*EXERCISE*: Collect all lines from the records below that include the word "components".

Rows from a dataset of pages and code
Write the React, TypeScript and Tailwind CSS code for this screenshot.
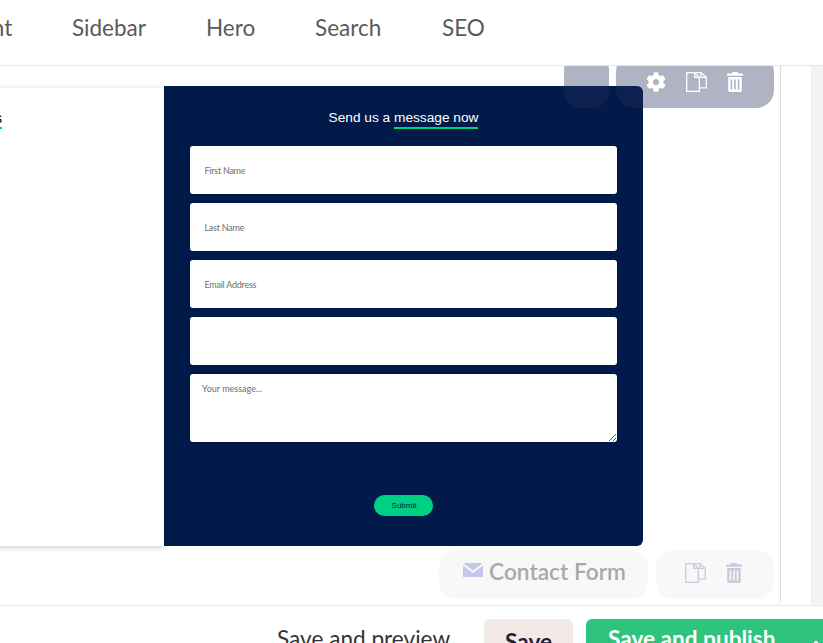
import { FaCog } from "react-icons/fa";

const tabs = [
  { label: "Content", width: "w-[140px]" },
  { label: "Sidebar", width: "w-[134px]" },
  { label: "Hero", width: "w-[109px]" },
  { label: "Search", width: "w-[127px]" },
  { label: "SEO", width: "w-auto" },
];

function CopyIcon({ className }: { className: string }) {
  return (
    <svg viewBox="0 0 21 20" fill="none" stroke="currentColor" strokeWidth="1.3" className={className}>
      <path d="M.7.7h8l4.6 4.6v14H.7z" />
      <path d="M8.7.7v4.6h4.6" />
      <path d="M9.5.7h5.5l5.3 4.6v10.6h-7" />
      <path d="M15 .7v4.6h5.3" />
    </svg>
  );
}

function TrashIcon({ className }: { className: string }) {
  return (
    <svg viewBox="0 0 16 20" fill="currentColor" className={className}>
      <path d="M5.5 0h5l.8 1.6H16v2.2H0V1.6h4.7z" />
      <path
        fillRule="evenodd"
        d="M1.2 5h13.6v13.4c0 .9-.7 1.6-1.6 1.6H2.8c-.9 0-1.6-.7-1.6-1.6zM3.6 7.6v9.8h1.6V7.6zm3.6 0v9.8h1.6V7.6zm3.6 0v9.8h1.6V7.6z"
      />
    </svg>
  );
}

function MailIcon({ className }: { className: string }) {
  return (
    <svg viewBox="0 0 20 14" fill="currentColor" className={className}>
      <path d="M0 0h20L10 7.6z" />
      <path d="M0 2.4v11.6h20V2.4L10 10z" />
    </svg>
  );
}

function Field({ placeholder }: { placeholder: string }) {
  return (
    <input
      placeholder={placeholder}
      className="h-12 w-full rounded-[3px] bg-white px-[14.5px] text-[9px] tracking-[-0.25px] outline-none placeholder:text-[#6f6f6f]"
    />
  );
}

export default function App() {
  return (
    <div className="flex h-[643px] w-[823px] flex-col overflow-hidden bg-white font-['Lato','Liberation_Sans',sans-serif]">
      <header className="h-[66px] shrink-0 overflow-hidden border-b border-[#e8e8e8]">
        <nav className="-ml-[68px] flex h-[56px] items-center text-[22.5px] text-[#5a5a5a]">
          {tabs.map((tab) => (
            <span key={tab.label} className={tab.width}>
              {tab.label}
            </span>
          ))}
        </nav>
      </header>

      <div className="flex h-[539px] shrink-0">
        <main className="relative w-[781px] shrink-0 overflow-hidden rounded-br-md border-r border-[#dcdcdc]">
          <section className="-ml-[200px] mt-5 flex h-[460px]">
            <div className="mt-px w-[364px] shrink-0 border-t border-r border-[#eef4fb] bg-white font-['Liberation_Sans',sans-serif] text-sm shadow-[0_2px_6px_rgba(0,0,0,0.18)]">
              <div className="mt-[20px] w-[202px] text-right">
                <span className="inline-block border-b-2 border-[#00d084] leading-[18px]">services</span>
              </div>
            </div>
            <div className="relative flex w-[479px] shrink-0 flex-col rounded-r-md bg-[#021a4a] px-[26px] font-['Liberation_Sans',sans-serif]">
              <h2 className="mt-[24px] text-center text-[13.7px] leading-4 text-white">
                Send us a{" "}
                <span className="inline-block border-b-2 border-[#00d084] pb-px">message now</span>
              </h2>
              <div className="mt-[17px] flex flex-col gap-[9px] font-['Lato',sans-serif]">
                <Field placeholder="First Name" />
                <Field placeholder="Last Name" />
                <Field placeholder="Email Address" />
                <Field placeholder="" />
                <textarea
                  placeholder="Your message..."
                  className="h-[68px] w-full rounded-[3px] bg-white px-3 py-2 text-[9px] outline-none placeholder:text-[#6f6f6f]"
                />
              </div>
              <button className="mx-auto mt-[53px] h-[21px] w-[59px] rounded-full bg-[#00d084] pl-px text-[8px] font-medium text-[#021a4a]">
                Submit
              </button>
            </div>
          </section>

          <div className="mt-1 flex justify-end gap-2 pr-[6px]">
            <div className="flex h-[49px] w-[209px] items-start justify-center gap-[6px] rounded-[18px] bg-[#f8f8f8] pl-[2px] pt-[6px] text-[22.7px] text-[#a9a9a9]">
              <MailIcon className="mt-[7px] h-[14px] w-5 text-[#c3c8e8]" />
              <span className="font-semibold leading-[32px]">Contact Form</span>
            </div>
            <div className="flex h-[49px] w-[118px] items-start justify-center gap-5 rounded-[18px] bg-[#f8f8f8] pr-1 pt-[13px] text-[#c9cbdb]">
              <CopyIcon className="h-5 w-[21px]" />
              <TrashIcon className="h-5 w-4" />
            </div>
          </div>

          <div className="absolute left-[564px] -top-3 h-[54px] w-[45px] rounded-[16px] bg-[#242c5b]/36" />
          <div className="absolute left-[616px] -top-3 flex h-[54px] w-[158px] items-start justify-center gap-5 rounded-[18px] bg-[#242c5b]/36 pl-px pr-[3px] pt-[18px] text-white">
            <FaCog className="h-5 w-5" />
            <CopyIcon className="h-5 w-[21px]" />
            <TrashIcon className="h-5 w-4" />
          </div>
        </main>
        <div className="w-[30px] shrink-0" />
        <div className="w-3 shrink-0 border-l border-[#eeeeee] bg-[#f5f3f3]" />
      </div>

      <footer className="flex h-[38px] shrink-0 items-start overflow-hidden border-t border-[#e8e8e8] pl-[277px] pt-[13px] text-[22.6px]">
        <span className="mt-[6px] w-[207px] shrink-0 leading-7 text-[#333333]">Save and preview</span>
        <button className="h-[40px] w-[89px] shrink-0 rounded-t-md bg-[#f3eae7] pt-[6px] text-center font-bold leading-7 text-[#1f1f45]">
          Save
        </button>
        <button className="ml-[13px] flex h-[40px] w-[260px] shrink-0 rounded-t-md bg-[#2ec47d] pl-[22px] pt-[6px] font-bold leading-7 text-white">
          Save and publish
          <svg viewBox="0 0 12 8" fill="none" stroke="currentColor" strokeWidth="2" className="ml-[34px] mt-[15px] h-2 w-3">
            <path d="M1 7l5-5 5 5" />
          </svg>
        </button>
      </footer>
    </div>
  );
}
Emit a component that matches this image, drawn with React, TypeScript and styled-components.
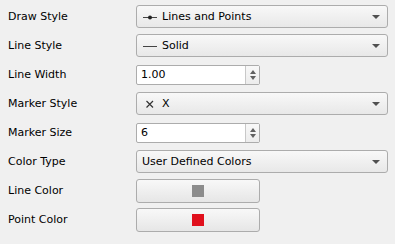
import React from 'react';
import styled, { createGlobalStyle } from 'styled-components';

const GlobalStyle = createGlobalStyle`
    html, body {
        margin: 0;
        padding: 0;
        background: #f0f0f0;
    }
    body {
        font-family: "DejaVu Sans", "Liberation Sans", sans-serif;
        font-size: 11px;
        color: #000;
    }
`;

const Panel = styled.div`
    width: 395px;
    height: 244px;
    padding-top: 2px;
    box-sizing: border-box;
    display: flex;
    flex-direction: column;
`;

const Row = styled.div`
    height: 29px;
    display: grid;
    grid-template-columns: 136px 1fr;
    align-items: center;
`;

const Label = styled.div`
    padding-left: 8px;
    white-space: nowrap;
`;

const Combo = styled.div`
    width: 252px;
    height: 23px;
    box-sizing: border-box;
    border: 1px solid #acacac;
    border-radius: 3px;
    background: linear-gradient(#f8f8f8, #e8e8e8);
    display: flex;
    align-items: center;
    padding-left: 5px;
    padding-right: 7px;
`;

const ComboIcon = styled.span`
    width: 16px;
    height: 16px;
    margin-right: 4px;
    display: flex;
    align-items: center;
    justify-content: center;
`;

const ComboText = styled.span`
    flex: 1;
    white-space: nowrap;
`;

const Arrow = styled.span`
    width: 0;
    height: 0;
    border-left: 4px solid transparent;
    border-right: 4px solid transparent;
    border-top: 4px solid #505050;
`;

const Spin = styled.div`
    width: 124px;
    height: 20px;
    box-sizing: border-box;
    border: 1px solid #acacac;
    border-radius: 2px;
    background: #fff;
    display: flex;
    align-items: stretch;
`;

const SpinValue = styled.span`
    flex: 1;
    padding-left: 4px;
    display: flex;
    align-items: center;
`;

const SpinButtons = styled.span`
    width: 13px;
    border-left: 1px solid #c8c8c8;
    background: linear-gradient(#f8f8f8, #ececec);
    display: flex;
    flex-direction: column;
    align-items: center;
    justify-content: center;
    gap: 2px;
`;

const SpinArrow = styled.span<{ $up?: boolean }>`
    width: 0;
    height: 0;
    border-left: 3.5px solid transparent;
    border-right: 3.5px solid transparent;
    ${p => p.$up ? 'border-bottom: 4px solid #606060;' : 'border-top: 4px solid #606060;'}
`;

const ColorButton = styled.div`
    width: 124px;
    height: 24px;
    box-sizing: border-box;
    border: 1px solid #acacac;
    border-radius: 3px;
    background: linear-gradient(#f8f8f8, #e6e6e6);
    display: flex;
    align-items: center;
    justify-content: center;
`;

const Swatch = styled.span<{ $color: string }>`
    width: 12px;
    height: 12px;
    background: ${p => p.$color};
`;

function LinePointsIcon() {
    return (
        <svg width='16' height='16' viewBox='0 0 16 16'>
            <line x1='1' y1='8.5' x2='15' y2='8.5' stroke='#444' strokeWidth='1' />
            <circle cx='8' cy='8.5' r='2' fill='#222' />
        </svg>
    );
}

function SolidIcon() {
    return (
        <svg width='16' height='16' viewBox='0 0 16 16'>
            <line x1='1' y1='8.5' x2='15' y2='8.5' stroke='#444' strokeWidth='1' />
        </svg>
    );
}

function CrossIcon() {
    return (
        <svg width='16' height='16' viewBox='0 0 16 16'>
            <path d='M4.5 5L11 11.5M11 5L4.5 11.5' stroke='#333' strokeWidth='1.2' />
        </svg>
    );
}

function App() {
    return (
        <Panel>
            <GlobalStyle />
            <Row>
                <Label>Draw Style</Label>
                <Combo>
                    <ComboIcon><LinePointsIcon /></ComboIcon>
                    <ComboText>Lines and Points</ComboText>
                    <Arrow />
                </Combo>
            </Row>
            <Row>
                <Label>Line Style</Label>
                <Combo>
                    <ComboIcon><SolidIcon /></ComboIcon>
                    <ComboText>Solid</ComboText>
                    <Arrow />
                </Combo>
            </Row>
            <Row>
                <Label>Line Width</Label>
                <Spin>
                    <SpinValue>1.00</SpinValue>
                    <SpinButtons><SpinArrow $up /><SpinArrow /></SpinButtons>
                </Spin>
            </Row>
            <Row>
                <Label>Marker Style</Label>
                <Combo>
                    <ComboIcon><CrossIcon /></ComboIcon>
                    <ComboText>X</ComboText>
                    <Arrow />
                </Combo>
            </Row>
            <Row>
                <Label>Marker Size</Label>
                <Spin>
                    <SpinValue>6</SpinValue>
                    <SpinButtons><SpinArrow $up /><SpinArrow /></SpinButtons>
                </Spin>
            </Row>
            <Row>
                <Label>Color Type</Label>
                <Combo>
                    <ComboText>User Defined Colors</ComboText>
                    <Arrow />
                </Combo>
            </Row>
            <Row>
                <Label>Line Color</Label>
                <ColorButton><Swatch $color='#8c8c8c' /></ColorButton>
            </Row>
            <Row>
                <Label>Point Color</Label>
                <ColorButton><Swatch $color='#e0101c' /></ColorButton>
            </Row>
        </Panel>
    );
}

export default App;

*OUTPUT OF THE TASK*:
Emit a component that matches this image, drawn with React, TypeScript and styled-components.
import styled, { createGlobalStyle } from 'styled-components';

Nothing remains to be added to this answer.